TASK DESCRIPTION -> Your answer should consist only of the lines below from the one with "Reproduce this screenshot" through the one with "string; price?: string;", copied exactly.

RECORD EXTRACTS ->
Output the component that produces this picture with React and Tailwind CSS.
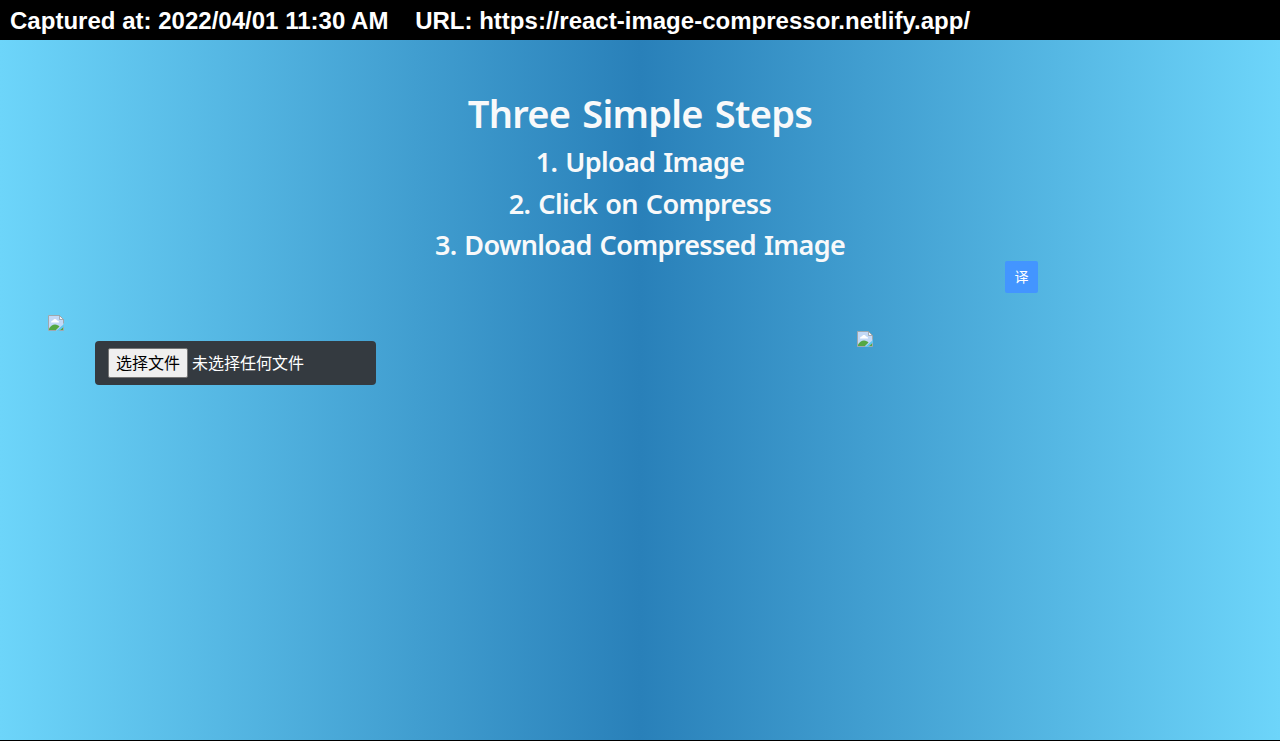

...

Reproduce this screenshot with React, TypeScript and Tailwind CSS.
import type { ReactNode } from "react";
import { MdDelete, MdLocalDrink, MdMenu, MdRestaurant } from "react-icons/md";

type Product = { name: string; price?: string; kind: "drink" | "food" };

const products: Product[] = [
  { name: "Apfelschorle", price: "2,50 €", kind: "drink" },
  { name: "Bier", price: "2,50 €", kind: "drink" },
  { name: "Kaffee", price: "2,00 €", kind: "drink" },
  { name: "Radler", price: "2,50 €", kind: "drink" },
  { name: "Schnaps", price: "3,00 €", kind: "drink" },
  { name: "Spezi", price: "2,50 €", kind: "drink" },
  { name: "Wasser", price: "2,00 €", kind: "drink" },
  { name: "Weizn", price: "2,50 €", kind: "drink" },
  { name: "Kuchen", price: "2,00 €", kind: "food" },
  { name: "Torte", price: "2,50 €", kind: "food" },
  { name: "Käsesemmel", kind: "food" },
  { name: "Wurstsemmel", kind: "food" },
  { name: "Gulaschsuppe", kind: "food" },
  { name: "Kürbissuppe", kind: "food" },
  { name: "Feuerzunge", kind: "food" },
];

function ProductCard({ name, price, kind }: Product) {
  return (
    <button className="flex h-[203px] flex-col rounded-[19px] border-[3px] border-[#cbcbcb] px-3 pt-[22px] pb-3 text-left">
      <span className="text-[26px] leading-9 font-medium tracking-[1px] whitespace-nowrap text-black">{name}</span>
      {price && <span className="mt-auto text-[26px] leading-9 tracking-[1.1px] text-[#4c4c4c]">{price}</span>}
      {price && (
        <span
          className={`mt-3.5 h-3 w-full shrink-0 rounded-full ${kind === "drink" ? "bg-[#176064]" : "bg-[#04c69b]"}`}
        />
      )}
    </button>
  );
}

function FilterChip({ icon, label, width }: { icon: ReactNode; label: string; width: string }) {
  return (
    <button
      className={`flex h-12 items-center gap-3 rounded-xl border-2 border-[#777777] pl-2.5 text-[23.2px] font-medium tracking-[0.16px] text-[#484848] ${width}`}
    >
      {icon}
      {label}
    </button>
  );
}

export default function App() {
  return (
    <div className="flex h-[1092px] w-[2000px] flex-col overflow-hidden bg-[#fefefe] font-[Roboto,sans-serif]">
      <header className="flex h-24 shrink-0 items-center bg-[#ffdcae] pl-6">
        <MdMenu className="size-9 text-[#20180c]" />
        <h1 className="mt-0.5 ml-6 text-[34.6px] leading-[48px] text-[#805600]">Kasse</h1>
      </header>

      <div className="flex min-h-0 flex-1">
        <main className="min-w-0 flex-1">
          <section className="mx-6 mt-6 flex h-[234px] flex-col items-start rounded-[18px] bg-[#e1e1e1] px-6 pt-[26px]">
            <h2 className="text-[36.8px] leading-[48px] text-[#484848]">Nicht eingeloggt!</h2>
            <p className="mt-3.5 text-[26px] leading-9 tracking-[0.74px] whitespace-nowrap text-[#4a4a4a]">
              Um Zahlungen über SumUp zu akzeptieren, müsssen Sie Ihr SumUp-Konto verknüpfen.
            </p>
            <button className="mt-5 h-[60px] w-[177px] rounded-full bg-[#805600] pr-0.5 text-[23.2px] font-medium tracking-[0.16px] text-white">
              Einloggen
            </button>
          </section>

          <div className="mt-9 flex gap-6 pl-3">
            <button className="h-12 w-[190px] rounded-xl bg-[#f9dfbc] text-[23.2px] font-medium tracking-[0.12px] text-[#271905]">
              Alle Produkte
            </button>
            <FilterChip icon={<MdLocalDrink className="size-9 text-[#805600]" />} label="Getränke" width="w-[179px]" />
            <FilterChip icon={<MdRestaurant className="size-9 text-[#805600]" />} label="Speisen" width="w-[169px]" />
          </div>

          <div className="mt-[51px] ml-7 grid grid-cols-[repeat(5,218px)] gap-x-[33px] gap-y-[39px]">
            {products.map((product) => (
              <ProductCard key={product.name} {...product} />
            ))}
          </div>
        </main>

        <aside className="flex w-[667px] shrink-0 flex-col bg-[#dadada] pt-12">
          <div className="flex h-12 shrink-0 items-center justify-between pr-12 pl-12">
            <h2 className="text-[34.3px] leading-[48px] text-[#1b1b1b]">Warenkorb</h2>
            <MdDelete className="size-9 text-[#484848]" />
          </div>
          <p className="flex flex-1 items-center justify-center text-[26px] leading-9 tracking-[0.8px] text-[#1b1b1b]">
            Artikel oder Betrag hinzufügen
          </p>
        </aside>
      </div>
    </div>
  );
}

--

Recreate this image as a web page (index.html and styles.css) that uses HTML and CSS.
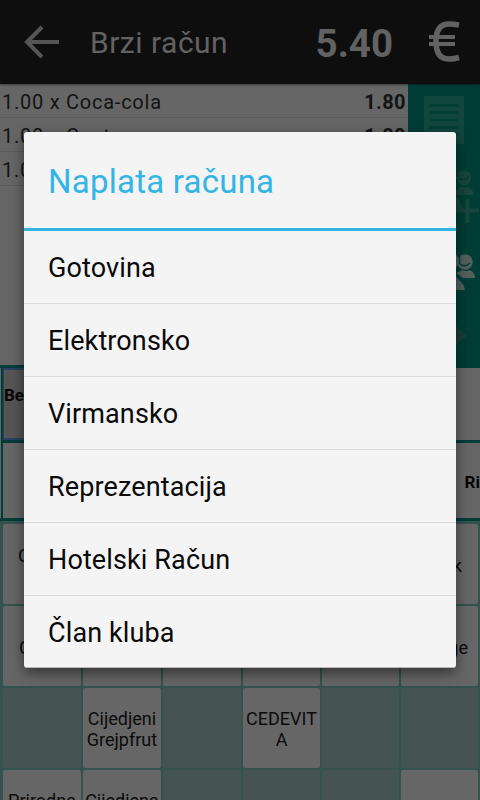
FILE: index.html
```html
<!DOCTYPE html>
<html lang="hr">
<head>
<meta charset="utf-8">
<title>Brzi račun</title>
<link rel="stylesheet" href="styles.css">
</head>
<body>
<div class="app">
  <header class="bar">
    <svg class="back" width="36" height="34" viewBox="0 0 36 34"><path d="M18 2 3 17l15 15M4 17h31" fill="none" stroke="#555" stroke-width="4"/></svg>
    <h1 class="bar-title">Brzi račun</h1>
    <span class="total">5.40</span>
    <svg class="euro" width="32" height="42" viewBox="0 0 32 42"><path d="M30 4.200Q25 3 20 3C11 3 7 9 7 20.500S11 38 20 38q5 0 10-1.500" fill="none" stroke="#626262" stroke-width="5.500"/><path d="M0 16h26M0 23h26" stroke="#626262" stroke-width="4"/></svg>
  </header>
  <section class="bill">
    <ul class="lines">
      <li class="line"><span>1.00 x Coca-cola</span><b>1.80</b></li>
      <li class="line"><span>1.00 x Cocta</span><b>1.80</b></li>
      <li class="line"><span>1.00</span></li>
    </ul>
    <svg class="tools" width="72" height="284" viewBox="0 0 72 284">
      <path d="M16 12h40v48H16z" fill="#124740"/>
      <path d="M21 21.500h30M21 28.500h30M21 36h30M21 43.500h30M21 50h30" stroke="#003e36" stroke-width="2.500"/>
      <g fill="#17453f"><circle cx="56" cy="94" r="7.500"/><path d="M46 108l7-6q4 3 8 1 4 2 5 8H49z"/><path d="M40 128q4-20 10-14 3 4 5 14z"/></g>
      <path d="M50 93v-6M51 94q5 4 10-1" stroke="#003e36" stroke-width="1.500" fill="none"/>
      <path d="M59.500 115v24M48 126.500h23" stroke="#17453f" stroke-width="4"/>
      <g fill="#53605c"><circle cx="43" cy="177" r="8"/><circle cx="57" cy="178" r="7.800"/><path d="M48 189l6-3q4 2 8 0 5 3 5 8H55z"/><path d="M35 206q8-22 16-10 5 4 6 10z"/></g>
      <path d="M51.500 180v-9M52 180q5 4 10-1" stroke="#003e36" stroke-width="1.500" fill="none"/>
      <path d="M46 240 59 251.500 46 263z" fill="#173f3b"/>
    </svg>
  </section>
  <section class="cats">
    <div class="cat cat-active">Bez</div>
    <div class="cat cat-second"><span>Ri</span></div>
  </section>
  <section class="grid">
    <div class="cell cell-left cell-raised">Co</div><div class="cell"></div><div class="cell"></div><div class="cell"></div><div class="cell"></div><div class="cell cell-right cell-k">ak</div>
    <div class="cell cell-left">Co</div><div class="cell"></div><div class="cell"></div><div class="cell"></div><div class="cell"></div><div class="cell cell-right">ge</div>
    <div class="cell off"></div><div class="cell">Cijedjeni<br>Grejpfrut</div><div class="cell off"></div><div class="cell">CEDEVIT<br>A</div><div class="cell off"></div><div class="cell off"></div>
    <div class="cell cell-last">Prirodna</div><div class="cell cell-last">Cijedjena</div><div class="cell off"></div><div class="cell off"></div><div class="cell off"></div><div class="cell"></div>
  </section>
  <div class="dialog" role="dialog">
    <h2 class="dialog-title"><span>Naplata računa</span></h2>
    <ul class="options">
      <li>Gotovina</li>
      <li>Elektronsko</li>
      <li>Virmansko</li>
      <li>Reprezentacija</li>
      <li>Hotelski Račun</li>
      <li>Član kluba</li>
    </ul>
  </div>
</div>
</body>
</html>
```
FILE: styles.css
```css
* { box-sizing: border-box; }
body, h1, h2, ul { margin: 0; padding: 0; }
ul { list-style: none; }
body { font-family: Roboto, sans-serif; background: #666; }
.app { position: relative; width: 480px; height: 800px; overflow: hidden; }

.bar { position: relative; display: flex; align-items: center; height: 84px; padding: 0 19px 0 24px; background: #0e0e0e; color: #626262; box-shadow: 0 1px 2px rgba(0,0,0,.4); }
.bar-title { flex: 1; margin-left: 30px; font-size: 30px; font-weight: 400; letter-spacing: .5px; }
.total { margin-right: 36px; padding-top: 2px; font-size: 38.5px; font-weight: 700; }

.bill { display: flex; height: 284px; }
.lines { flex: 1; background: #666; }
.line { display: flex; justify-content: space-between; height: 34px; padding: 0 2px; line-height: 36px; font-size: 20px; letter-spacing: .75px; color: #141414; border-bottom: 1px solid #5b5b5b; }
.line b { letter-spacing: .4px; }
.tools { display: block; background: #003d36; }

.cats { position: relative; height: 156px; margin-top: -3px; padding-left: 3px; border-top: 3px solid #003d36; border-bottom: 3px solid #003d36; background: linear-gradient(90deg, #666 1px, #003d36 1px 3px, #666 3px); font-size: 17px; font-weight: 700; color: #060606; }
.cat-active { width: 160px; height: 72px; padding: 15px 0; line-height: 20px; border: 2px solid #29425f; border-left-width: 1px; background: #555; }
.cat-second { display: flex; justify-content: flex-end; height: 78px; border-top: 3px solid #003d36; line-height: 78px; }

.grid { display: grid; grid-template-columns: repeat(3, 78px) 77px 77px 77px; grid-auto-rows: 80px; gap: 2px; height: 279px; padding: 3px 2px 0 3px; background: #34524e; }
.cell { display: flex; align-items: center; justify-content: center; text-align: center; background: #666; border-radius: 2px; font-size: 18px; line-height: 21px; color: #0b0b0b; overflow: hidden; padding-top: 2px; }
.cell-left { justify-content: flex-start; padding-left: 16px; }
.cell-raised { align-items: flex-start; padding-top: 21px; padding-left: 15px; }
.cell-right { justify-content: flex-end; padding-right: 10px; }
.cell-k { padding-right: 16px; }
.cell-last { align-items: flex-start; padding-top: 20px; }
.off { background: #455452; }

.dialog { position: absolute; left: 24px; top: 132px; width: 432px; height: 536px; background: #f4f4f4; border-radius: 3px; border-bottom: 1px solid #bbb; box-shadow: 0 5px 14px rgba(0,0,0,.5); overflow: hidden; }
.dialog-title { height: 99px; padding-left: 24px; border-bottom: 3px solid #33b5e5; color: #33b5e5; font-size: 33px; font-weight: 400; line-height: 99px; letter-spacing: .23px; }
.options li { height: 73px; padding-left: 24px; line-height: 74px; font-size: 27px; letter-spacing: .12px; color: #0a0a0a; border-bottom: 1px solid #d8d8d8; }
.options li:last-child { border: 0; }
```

FINAL RESULT ->
Reproduce this screenshot with React, TypeScript and Tailwind CSS.
import type { ReactNode } from "react";
import { MdDelete, MdLocalDrink, MdMenu, MdRestaurant } from "react-icons/md";

type Product = { name: string; price?: string; kind: "drink" | "food" };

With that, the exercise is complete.